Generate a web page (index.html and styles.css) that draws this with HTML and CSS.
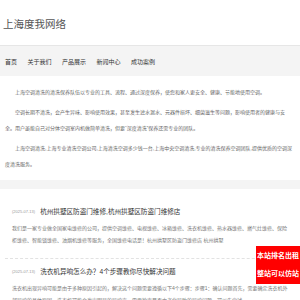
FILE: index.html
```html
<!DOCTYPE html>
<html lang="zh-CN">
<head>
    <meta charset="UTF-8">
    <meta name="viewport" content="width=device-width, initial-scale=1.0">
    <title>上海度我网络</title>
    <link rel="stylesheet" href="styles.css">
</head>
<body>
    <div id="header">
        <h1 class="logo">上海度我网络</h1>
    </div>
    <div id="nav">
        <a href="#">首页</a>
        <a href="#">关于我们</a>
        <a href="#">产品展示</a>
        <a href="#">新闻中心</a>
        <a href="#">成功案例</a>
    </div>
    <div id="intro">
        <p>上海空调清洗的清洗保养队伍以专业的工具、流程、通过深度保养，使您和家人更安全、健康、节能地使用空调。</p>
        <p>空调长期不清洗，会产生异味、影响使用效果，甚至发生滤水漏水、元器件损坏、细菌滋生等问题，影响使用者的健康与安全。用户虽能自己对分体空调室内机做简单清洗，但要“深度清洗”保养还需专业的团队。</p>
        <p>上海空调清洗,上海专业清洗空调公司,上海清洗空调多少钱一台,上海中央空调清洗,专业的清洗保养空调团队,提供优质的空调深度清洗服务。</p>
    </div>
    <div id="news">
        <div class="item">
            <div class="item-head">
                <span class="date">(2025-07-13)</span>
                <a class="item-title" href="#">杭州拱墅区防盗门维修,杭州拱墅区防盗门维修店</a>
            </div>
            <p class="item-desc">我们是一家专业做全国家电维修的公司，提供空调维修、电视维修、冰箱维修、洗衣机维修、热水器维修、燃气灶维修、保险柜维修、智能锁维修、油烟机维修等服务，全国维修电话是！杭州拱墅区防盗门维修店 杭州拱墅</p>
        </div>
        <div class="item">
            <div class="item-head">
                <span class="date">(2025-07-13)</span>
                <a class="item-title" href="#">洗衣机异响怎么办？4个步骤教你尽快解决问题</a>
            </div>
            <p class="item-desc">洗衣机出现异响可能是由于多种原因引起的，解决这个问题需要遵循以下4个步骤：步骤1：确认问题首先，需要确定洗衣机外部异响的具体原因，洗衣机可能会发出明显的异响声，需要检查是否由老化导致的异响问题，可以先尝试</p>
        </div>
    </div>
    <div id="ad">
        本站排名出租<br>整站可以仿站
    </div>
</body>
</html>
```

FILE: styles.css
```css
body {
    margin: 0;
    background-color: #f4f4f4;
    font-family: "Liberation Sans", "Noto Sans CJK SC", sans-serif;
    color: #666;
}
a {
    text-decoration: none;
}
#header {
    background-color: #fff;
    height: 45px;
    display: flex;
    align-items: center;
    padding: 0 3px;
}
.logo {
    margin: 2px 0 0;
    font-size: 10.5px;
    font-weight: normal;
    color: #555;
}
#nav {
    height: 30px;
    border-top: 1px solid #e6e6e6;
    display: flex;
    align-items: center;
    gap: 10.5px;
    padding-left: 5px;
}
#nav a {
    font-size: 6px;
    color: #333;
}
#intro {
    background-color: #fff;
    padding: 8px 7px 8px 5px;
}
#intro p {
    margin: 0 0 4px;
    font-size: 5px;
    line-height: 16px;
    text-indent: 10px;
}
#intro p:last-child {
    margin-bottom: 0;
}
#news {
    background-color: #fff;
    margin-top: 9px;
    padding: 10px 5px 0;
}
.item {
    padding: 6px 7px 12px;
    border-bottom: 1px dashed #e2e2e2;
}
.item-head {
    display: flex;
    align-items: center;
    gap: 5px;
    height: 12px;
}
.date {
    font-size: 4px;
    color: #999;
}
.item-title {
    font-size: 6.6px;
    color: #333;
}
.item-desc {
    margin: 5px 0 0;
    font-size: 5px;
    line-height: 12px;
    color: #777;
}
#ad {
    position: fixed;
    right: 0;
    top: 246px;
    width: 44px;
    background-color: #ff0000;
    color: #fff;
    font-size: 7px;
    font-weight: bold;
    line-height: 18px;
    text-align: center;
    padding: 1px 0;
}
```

◇ ◇ ◇

Copy out all the data exactly; skip the pictures.

Expected answer>
Generate a web page (index.html and styles.css) that draws this with HTML and CSS.
FILE: index.html
```html
<!DOCTYPE html>
<html lang="zh-CN">
<head>
    <meta charset="UTF-8">
    <meta name="viewport" content="width=device-width, initial-scale=1.0">
    <title>上海度我网络</title>
    <link rel="stylesheet" href="styles.css">
</head>
<body>
    <div id="header">
        <h1 class="logo">上海度我网络</h1>
    </div>
    <div id="nav">
        <a href="#">首页</a>
        <a href="#">关于我们</a>
        <a href="#">产品展示</a>
        <a href="#">新闻中心</a>
        <a href="#">成功案例</a>
    </div>
    <div id="intro">
        <p>上海空调清洗的清洗保养队伍以专业的工具、流程、通过深度保养，使您和家人更安全、健康、节能地使用空调。</p>
        <p>空调长期不清洗，会产生异味、影响使用效果，甚至发生滤水漏水、元器件损坏、细菌滋生等问题，影响使用者的健康与安全。用户虽能自己对分体空调室内机做简单清洗，但要“深度清洗”保养还需专业的团队。</p>
        <p>上海空调清洗,上海专业清洗空调公司,上海清洗空调多少钱一台,上海中央空调清洗,专业的清洗保养空调团队,提供优质的空调深度清洗服务。</p>
    </div>
    <div id="news">
        <div class="item">
            <div class="item-head">
                <span class="date">(2025-07-13)</span>
                <a class="item-title" href="#">杭州拱墅区防盗门维修,杭州拱墅区防盗门维修店</a>
            </div>
            <p class="item-desc">我们是一家专业做全国家电维修的公司，提供空调维修、电视维修、冰箱维修、洗衣机维修、热水器维修、燃气灶维修、保险柜维修、智能锁维修、油烟机维修等服务，全国维修电话是！杭州拱墅区防盗门维修店 杭州拱墅</p>
        </div>
        <div class="item">
            <div class="item-head">
                <span class="date">(2025-07-13)</span>
                <a class="item-title" href="#">洗衣机异响怎么办？4个步骤教你尽快解决问题</a>
            </div>
            <p class="item-desc">洗衣机出现异响可能是由于多种原因引起的，解决这个问题需要遵循以下4个步骤：步骤1：确认问题首先，需要确定洗衣机外部异响的具体原因，洗衣机可能会发出明显的异响声，需要检查是否由老化导致的异响问题，可以先尝试</p>
        </div>
    </div>
    <div id="ad">
        本站排名出租<br>整站可以仿站
    </div>
</body>
</html>
```

FILE: styles.css
```css
body {
    margin: 0;
    background-color: #f4f4f4;
    font-family: "Liberation Sans", "Noto Sans CJK SC", sans-serif;
    color: #666;
}
a {
    text-decoration: none;
}
#header {
    background-color: #fff;
    height: 45px;
    display: flex;
    align-items: center;
    padding: 0 3px;
}
.logo {
    margin: 2px 0 0;
    font-size: 10.5px;
    font-weight: normal;
    color: #555;
}
#nav {
    height: 30px;
    border-top: 1px solid #e6e6e6;
    display: flex;
    align-items: center;
    gap: 10.5px;
    padding-left: 5px;
}
#nav a {
    font-size: 6px;
    color: #333;
}
#intro {
    background-color: #fff;
    padding: 8px 7px 8px 5px;
}
#intro p {
    margin: 0 0 4px;
    font-size: 5px;
    line-height: 16px;
    text-indent: 10px;
}
#intro p:last-child {
    margin-bottom: 0;
}
#news {
    background-color: #fff;
    margin-top: 9px;
    padding: 10px 5px 0;
}
.item {
    padding: 6px 7px 12px;
    border-bottom: 1px dashed #e2e2e2;
}
.item-head {
    display: flex;
    align-items: center;
    gap: 5px;
    height: 12px;
}
.date {
    font-size: 4px;
    color: #999;
}
.item-title {
    font-size: 6.6px;
    color: #333;
}
.item-desc {
    margin: 5px 0 0;
    font-size: 5px;
    line-height: 12px;
    color: #777;
}
#ad {
    position: fixed;
    right: 0;
    top: 246px;
    width: 44px;
    background-color: #ff0000;
    color: #fff;
    font-size: 7px;
    font-weight: bold;
    line-height: 18px;
    text-align: center;
    padding: 1px 0;
}
```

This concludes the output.